Different spiritual and theological emphases will continue to exist, but they will no longer be two opposing ways to be Christian . They will be, rather, the riches which belong to the same unique Catholic faith. When someone proposed, some years ago, “a new liturgical movement”. lest the two forms of the liturgy distance themselves too much from each other and in order to show their intimate convergence, some friends of the ancient liturgy expressed their fear that this was none other than a strategy or ruse to eliminate, at last and completely, the ancient liturgy.

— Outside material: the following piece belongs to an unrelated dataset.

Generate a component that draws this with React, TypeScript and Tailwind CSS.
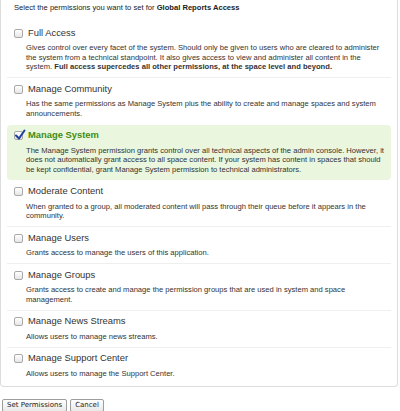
import React, { useState } from 'react';

type Perm = {
  id: string;
  title: string;
  desc: React.ReactNode;
};

const perms: Perm[] = [
  {
    id: 'full',
    title: 'Full Access',
    desc: (
      <>
        Gives control over every facet of the system. Should only be given to users who are cleared to administer the
        system from a technical standpoint. It also gives access to view and administer all content in the system.{' '}
        <b>Full access supercedes all other permissions, at the space level and beyond.</b>
      </>
    ),
  },
  {
    id: 'community',
    title: 'Manage Community',
    desc: 'Has the same permissions as Manage System plus the ability to create and manage spaces and system announcements.',
  },
  {
    id: 'system',
    title: 'Manage System',
    desc: 'The Manage System permission grants control over all technical aspects of the admin console. However, it does not automatically grant access to all space content. If your system has content in spaces that should be kept confidential, grant Manage System permission to technical administrators.',
  },
  {
    id: 'moderate',
    title: 'Moderate Content',
    desc: 'When granted to a group, all moderated content will pass through their queue before it appears in the community.',
  },
  { id: 'users', title: 'Manage Users', desc: 'Grants access to manage the users of this application.' },
  {
    id: 'groups',
    title: 'Manage Groups',
    desc: 'Grants access to create and manage the permission groups that are used in system and space management.',
  },
  { id: 'news', title: 'Manage News Streams', desc: 'Allows users to manage news streams.' },
  { id: 'support', title: 'Manage Support Center', desc: 'Allows users to manage the Support Center.' },
];

function Box({ checked }: { checked: boolean }) {
  return (
    <span className="relative inline-block w-[9px] h-[9px] shrink-0 rounded-[2px] border border-[#a9a9a9] bg-gradient-to-b from-white to-[#e6e6e6]">
      {checked && (
        <svg viewBox="0 0 12 12" className="absolute -left-[1px] -top-[3px] w-[12px] h-[12px]">
          <path d="M2 6.5 L5 9.5 L10.5 1.5" fill="none" stroke="#1d3f9e" strokeWidth="2" strokeLinecap="round" strokeLinejoin="round" />
        </svg>
      )}
    </span>
  );
}

export default function App() {
  const [selected, setSelected] = useState<Record<string, boolean>>({ system: true });

  return (
    <div className="w-[400px] h-[411px] bg-white overflow-hidden font-['Liberation_Sans',Arial,sans-serif] text-[#333]">
      <div className="w-[398px] border-x border-b border-[#dcdcdc] rounded-b-[4px] px-[6px] pb-[2px] pt-[4px] -mt-px">
        <p className="pl-[7px] text-[7.6px] leading-[10px] text-[#222]">
          Select the permissions you want to set for <b>Global Reports Access</b>
        </p>
        <div className="mt-[9px] flex flex-col">
          {perms.map((p, i) => {
            const on = !!selected[p.id];
            const next = perms[i + 1];
            const sep = !on && next && !selected[next.id];
            return (
              <label
                key={p.id}
                className={
                  'block cursor-pointer px-[7px] pt-[5px] pb-[5.5px] ' +
                  (on ? 'bg-[#eaf6dd] rounded-[4px] my-[1px]' : '') +
                  (sep ? ' border-b border-[#efefef]' : '')
                }
                onClick={() => setSelected((s) => ({ ...s, [p.id]: !s[p.id] }))}
              >
                <div className="flex items-center gap-[5px] h-[12px]">
                  <Box checked={on} />
                  <span className={on ? 'text-[9.4px] font-bold text-[#3f8d14]' : 'text-[9.4px] text-[#333]'}>
                    {p.title}
                  </span>
                </div>
                <p className="mt-[4px] pl-[12px] text-[7.6px] leading-[9.5px] text-[#333]">{p.desc}</p>
              </label>
            );
          })}
        </div>
      </div>
      <div className="mt-[12px] ml-[2px] flex gap-[3px]">
        <button className="h-[13px] px-[4px] rounded-[2px] border border-[#9d9d9d] bg-gradient-to-b from-white to-[#e9e9e9] text-[7px] leading-none text-[#222] font-['DejaVu_Sans',sans-serif]">
          Set Permissions
        </button>
        <button className="h-[13px] px-[4px] rounded-[2px] border border-[#9d9d9d] bg-gradient-to-b from-white to-[#e9e9e9] text-[7px] leading-none text-[#222] font-['DejaVu_Sans',sans-serif]">
          Cancel
        </button>
      </div>
    </div>
  );
}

Such fears and anxieties must stop! If the unity of the faith and the unicity of the mystery appear clearly in the two forms of celebration, this can only be a reason for all to rejoice and thank God. In so far as we believe, live and act on these motives, we can also persuade the bishops that the presence of the ancient liturgy does not disorder or injure the unity of their diocese, but rather it is a gift destined to build up the Body of Christ of which we are all servants.

So my dear friends I would like to encourage you not to loose patience – to remain confident- and to exercise in the liturgy the necessary courage to bear witness for the Lord in our times.